**PROBLEM TO SOLVE:** Find every line of the listing below where "screenshot" appears, and copy it.

* START RAW DATA *

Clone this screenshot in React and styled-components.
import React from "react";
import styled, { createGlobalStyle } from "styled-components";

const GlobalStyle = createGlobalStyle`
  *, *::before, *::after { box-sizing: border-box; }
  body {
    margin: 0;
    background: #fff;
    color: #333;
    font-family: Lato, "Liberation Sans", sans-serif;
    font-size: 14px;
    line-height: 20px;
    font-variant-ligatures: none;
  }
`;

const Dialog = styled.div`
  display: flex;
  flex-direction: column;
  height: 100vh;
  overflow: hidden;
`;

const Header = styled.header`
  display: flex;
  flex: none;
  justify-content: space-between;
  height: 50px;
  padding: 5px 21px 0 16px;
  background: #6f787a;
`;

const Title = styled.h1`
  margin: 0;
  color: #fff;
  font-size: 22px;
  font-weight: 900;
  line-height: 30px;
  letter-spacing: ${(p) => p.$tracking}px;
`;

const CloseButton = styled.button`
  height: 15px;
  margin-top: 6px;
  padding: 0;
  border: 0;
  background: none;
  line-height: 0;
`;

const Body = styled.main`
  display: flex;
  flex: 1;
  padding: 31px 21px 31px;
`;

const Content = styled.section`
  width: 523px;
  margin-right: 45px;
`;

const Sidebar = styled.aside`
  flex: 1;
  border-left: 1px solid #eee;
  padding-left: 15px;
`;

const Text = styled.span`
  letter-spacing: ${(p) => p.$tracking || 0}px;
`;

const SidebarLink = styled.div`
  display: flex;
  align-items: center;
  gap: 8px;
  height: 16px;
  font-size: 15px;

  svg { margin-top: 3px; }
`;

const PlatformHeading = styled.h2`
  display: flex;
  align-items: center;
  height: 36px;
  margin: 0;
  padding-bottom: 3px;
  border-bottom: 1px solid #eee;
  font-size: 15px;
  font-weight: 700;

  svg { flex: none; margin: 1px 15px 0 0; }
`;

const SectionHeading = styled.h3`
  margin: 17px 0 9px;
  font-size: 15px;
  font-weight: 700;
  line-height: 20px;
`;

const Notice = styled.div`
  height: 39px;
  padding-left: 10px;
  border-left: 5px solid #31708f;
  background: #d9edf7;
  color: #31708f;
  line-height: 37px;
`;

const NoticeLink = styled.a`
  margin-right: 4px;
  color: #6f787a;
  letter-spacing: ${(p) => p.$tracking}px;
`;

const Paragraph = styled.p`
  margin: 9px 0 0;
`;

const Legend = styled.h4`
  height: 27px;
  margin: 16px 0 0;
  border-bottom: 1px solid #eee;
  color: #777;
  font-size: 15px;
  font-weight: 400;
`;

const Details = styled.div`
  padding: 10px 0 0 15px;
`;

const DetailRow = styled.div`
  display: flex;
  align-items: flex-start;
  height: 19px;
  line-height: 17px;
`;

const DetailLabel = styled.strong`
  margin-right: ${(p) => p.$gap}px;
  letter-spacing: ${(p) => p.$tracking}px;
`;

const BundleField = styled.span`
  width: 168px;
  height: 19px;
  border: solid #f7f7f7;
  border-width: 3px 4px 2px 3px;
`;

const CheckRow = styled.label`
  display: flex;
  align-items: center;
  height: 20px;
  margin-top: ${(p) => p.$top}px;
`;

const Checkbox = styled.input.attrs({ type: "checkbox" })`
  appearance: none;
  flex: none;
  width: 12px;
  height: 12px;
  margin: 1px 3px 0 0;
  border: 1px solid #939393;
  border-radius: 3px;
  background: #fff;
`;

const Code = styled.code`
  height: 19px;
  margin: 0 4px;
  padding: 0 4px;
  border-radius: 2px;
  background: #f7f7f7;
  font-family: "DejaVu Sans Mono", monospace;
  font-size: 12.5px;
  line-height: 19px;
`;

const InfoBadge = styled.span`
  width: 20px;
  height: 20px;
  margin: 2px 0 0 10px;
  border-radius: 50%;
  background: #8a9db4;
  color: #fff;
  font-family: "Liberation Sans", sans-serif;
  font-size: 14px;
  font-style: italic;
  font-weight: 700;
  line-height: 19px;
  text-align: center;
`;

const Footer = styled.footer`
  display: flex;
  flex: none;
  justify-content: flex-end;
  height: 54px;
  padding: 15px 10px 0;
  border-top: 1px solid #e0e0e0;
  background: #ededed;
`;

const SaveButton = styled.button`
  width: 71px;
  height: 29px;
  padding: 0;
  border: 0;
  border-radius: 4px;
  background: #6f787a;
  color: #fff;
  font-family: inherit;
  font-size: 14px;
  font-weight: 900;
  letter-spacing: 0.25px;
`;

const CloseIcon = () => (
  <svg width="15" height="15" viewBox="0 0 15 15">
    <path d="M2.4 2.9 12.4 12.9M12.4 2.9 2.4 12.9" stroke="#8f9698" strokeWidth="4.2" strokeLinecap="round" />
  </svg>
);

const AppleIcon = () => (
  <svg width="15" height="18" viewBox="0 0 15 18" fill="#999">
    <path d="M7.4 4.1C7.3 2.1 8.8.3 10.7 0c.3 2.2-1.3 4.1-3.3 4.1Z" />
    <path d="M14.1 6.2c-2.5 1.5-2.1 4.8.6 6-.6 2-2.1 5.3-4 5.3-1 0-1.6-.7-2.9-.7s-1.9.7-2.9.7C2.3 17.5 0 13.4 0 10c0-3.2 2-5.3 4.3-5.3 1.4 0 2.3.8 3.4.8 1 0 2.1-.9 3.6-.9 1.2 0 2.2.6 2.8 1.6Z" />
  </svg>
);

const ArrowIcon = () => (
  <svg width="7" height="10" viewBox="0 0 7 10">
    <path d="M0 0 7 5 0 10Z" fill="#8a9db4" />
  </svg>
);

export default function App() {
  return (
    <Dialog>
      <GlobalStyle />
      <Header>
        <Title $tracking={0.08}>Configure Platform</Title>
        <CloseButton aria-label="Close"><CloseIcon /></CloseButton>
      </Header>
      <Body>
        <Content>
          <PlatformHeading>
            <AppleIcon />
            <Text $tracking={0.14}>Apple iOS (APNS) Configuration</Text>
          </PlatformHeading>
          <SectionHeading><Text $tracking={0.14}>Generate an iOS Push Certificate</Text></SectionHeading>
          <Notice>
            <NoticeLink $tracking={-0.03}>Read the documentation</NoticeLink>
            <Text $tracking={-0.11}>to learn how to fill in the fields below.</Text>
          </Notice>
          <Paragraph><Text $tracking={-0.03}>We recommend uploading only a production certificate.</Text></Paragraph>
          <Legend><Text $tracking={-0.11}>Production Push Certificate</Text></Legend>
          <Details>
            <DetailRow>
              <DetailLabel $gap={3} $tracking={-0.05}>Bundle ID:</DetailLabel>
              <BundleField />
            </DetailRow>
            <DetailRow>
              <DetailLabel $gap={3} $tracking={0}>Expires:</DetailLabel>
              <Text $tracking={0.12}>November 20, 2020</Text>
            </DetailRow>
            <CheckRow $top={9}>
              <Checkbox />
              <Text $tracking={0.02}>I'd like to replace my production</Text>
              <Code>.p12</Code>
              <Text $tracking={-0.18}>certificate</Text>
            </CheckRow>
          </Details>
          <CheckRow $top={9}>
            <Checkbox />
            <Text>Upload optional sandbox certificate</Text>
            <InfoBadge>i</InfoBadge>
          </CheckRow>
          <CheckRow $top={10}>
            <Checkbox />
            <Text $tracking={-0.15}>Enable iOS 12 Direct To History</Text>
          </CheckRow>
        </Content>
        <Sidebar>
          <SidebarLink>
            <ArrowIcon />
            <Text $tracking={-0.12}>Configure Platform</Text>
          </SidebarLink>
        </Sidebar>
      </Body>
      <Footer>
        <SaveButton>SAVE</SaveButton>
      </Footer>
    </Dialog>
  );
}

* END RAW DATA *
* START RAW DATA *

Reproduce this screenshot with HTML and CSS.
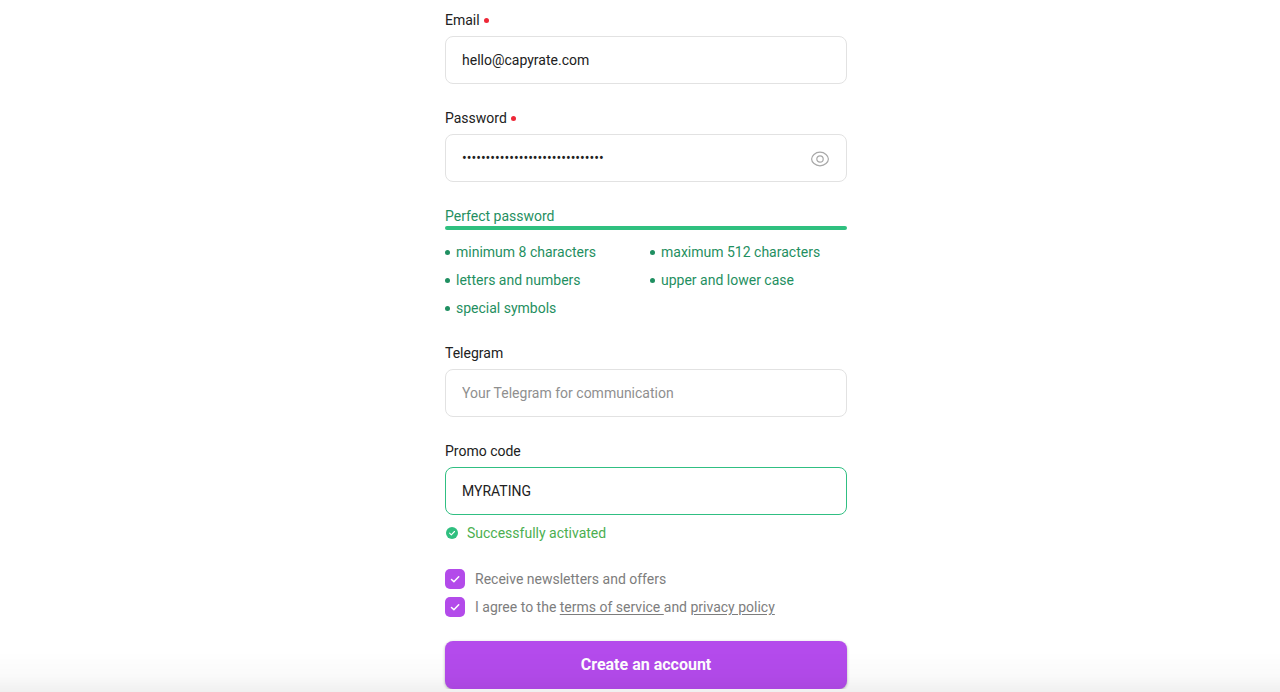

* END RAW DATA *
* START RAW DATA *

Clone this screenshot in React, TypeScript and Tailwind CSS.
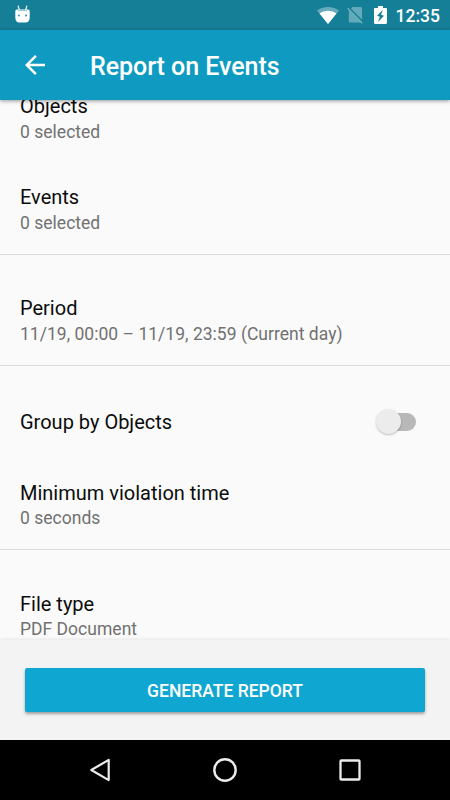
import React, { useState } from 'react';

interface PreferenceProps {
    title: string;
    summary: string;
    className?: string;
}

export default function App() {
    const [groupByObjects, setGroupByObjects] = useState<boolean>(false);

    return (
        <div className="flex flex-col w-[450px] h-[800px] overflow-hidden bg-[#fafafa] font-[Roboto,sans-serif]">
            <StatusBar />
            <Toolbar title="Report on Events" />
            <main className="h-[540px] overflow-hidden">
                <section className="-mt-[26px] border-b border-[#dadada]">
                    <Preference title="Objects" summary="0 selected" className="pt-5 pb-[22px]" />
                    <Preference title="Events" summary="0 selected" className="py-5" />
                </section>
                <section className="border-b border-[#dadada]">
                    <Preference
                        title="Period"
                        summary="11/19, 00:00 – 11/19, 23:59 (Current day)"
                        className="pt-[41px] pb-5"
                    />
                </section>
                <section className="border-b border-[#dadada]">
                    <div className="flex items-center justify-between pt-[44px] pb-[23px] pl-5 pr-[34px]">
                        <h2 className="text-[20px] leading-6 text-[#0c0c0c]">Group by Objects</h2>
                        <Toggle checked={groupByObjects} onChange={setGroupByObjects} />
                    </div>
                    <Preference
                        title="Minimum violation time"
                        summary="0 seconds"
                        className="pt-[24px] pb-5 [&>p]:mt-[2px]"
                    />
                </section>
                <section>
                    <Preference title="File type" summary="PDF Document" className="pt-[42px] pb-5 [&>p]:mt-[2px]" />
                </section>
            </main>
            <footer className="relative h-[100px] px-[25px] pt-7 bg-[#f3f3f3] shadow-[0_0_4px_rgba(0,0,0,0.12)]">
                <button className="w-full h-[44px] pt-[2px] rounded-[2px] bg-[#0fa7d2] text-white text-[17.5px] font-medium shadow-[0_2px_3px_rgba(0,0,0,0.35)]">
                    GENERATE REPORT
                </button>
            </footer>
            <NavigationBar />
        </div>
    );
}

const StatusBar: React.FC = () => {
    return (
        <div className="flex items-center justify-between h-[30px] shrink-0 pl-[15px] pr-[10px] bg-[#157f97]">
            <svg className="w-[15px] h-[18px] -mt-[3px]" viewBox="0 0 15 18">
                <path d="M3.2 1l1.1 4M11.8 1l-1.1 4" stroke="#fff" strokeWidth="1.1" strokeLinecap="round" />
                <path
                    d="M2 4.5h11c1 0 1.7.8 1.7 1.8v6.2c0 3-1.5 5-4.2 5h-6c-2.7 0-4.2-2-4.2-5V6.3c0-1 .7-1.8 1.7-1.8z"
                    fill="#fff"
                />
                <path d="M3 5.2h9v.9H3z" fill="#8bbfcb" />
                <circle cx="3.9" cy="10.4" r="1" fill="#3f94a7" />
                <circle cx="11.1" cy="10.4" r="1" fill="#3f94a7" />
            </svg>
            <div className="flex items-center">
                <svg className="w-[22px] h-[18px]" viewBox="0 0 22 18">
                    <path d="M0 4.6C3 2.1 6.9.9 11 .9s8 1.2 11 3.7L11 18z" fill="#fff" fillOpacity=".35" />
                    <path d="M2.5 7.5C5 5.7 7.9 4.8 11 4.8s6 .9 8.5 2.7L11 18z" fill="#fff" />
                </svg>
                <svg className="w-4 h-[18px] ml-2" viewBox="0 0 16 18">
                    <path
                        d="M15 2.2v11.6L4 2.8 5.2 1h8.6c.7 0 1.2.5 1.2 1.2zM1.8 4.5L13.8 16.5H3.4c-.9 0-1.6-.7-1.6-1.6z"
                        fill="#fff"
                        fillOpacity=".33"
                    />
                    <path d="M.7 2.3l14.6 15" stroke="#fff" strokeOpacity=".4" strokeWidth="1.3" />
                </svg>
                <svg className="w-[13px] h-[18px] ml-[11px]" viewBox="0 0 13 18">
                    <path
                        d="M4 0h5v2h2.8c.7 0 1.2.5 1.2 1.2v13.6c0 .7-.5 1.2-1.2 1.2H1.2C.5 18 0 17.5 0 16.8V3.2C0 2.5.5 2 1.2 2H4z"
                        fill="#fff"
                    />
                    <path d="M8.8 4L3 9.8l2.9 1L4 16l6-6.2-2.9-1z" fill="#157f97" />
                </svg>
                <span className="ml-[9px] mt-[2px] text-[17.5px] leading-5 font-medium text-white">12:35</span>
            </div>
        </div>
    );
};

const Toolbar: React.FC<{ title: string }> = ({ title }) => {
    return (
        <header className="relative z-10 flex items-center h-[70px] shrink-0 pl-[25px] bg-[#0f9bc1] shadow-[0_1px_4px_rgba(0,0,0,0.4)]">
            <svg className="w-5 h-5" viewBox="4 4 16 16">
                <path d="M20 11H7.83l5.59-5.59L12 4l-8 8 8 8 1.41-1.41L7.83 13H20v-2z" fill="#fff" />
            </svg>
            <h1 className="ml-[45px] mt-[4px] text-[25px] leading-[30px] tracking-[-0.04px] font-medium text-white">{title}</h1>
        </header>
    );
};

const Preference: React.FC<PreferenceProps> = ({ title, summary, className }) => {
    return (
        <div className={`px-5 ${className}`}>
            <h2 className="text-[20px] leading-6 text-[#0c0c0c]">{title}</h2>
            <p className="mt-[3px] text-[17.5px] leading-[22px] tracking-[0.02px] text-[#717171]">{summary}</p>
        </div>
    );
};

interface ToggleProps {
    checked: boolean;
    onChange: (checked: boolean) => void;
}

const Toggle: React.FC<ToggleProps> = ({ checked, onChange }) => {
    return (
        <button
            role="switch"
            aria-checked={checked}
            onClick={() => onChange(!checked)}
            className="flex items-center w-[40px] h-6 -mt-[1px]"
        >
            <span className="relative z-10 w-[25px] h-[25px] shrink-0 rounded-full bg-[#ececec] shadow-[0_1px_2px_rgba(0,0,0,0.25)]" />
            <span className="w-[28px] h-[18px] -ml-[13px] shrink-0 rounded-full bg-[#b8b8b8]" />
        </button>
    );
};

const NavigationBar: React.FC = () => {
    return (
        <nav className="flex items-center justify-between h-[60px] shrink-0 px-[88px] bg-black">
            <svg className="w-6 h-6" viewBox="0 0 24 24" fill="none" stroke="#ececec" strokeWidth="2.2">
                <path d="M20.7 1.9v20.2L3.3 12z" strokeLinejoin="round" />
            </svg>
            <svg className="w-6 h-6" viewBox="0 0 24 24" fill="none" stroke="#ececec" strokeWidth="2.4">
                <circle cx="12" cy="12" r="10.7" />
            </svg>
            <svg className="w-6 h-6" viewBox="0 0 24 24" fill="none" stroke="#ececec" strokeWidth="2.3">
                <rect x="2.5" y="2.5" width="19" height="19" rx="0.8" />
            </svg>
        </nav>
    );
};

* END RAW DATA *

**EXERCISE RESPONSE:**
Clone this screenshot in React and styled-components.
Reproduce this screenshot with HTML and CSS.
Clone this screenshot in React, TypeScript and Tailwind CSS.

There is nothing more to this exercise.